We have to consider two cases while solving this problem:
Case 1: When the maximum sum SubArray is present in the normal order of array.
Example,
{-10, 2, -1, 5}
Max sum is 5
{-2, 4, -1, 4, -1}
Max sum is 7 (4+(-1)+4)
Use Kadane’s algorithm
Case 2:When max sum subArray is Present in circular fashion.
Inversion of the array is required only to find the maximum sum in circular fashion.
Example,
{10, -12, 11}
The max sum is 21 (11+10)
Inverted array, {-10,12,-11} //change of sign
Maximum sum is 12
Cumulative sum of original array is 9
Max sum=9+12=21
{12, -5, 4, -8, 11}.
The max sum is 23 (11+12)
Inverted array, {-12,5,-4,8,-11}
Maximum sum is 9 (5+(-4)+8)
Cumulative sum of original array is 14
Max sum=14+9=23
Note:
Inversion is done to apply Kadane’s algorithm which finds the maximum sum.

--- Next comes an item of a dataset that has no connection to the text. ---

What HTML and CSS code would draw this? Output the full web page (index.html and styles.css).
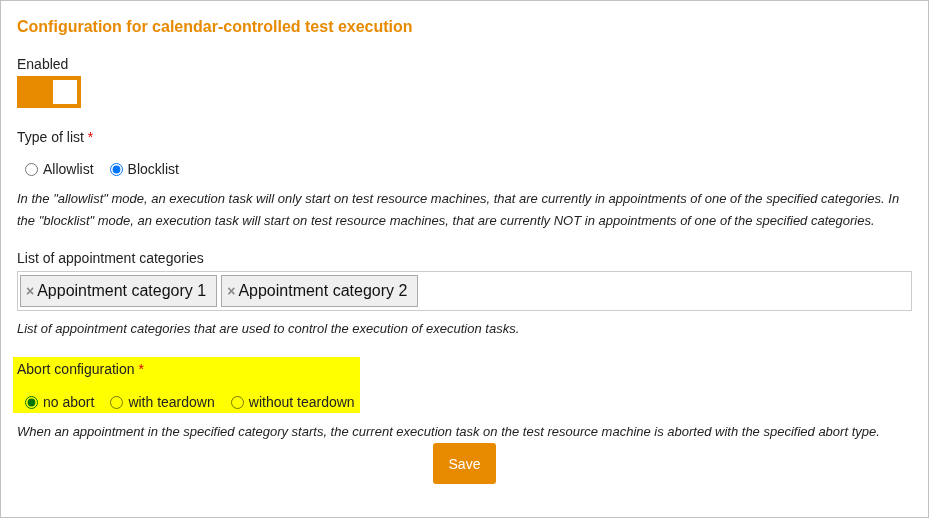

Hence, the maximum sum of inverted array would be the minimum sum of the original array.
Then, we will add the maximum Sum of inverted array with the Sum of all the elements of the original array(i.e. cumulative sum).
Suppose, cumulative sum is S=s-a
and max sum of inverted array is a
Adding both S+a=s-a+a=s(required sum)
Steps:
1.Find sum using both cases
2.At last compare the max sum obtain from both the cases
3. print the larger one.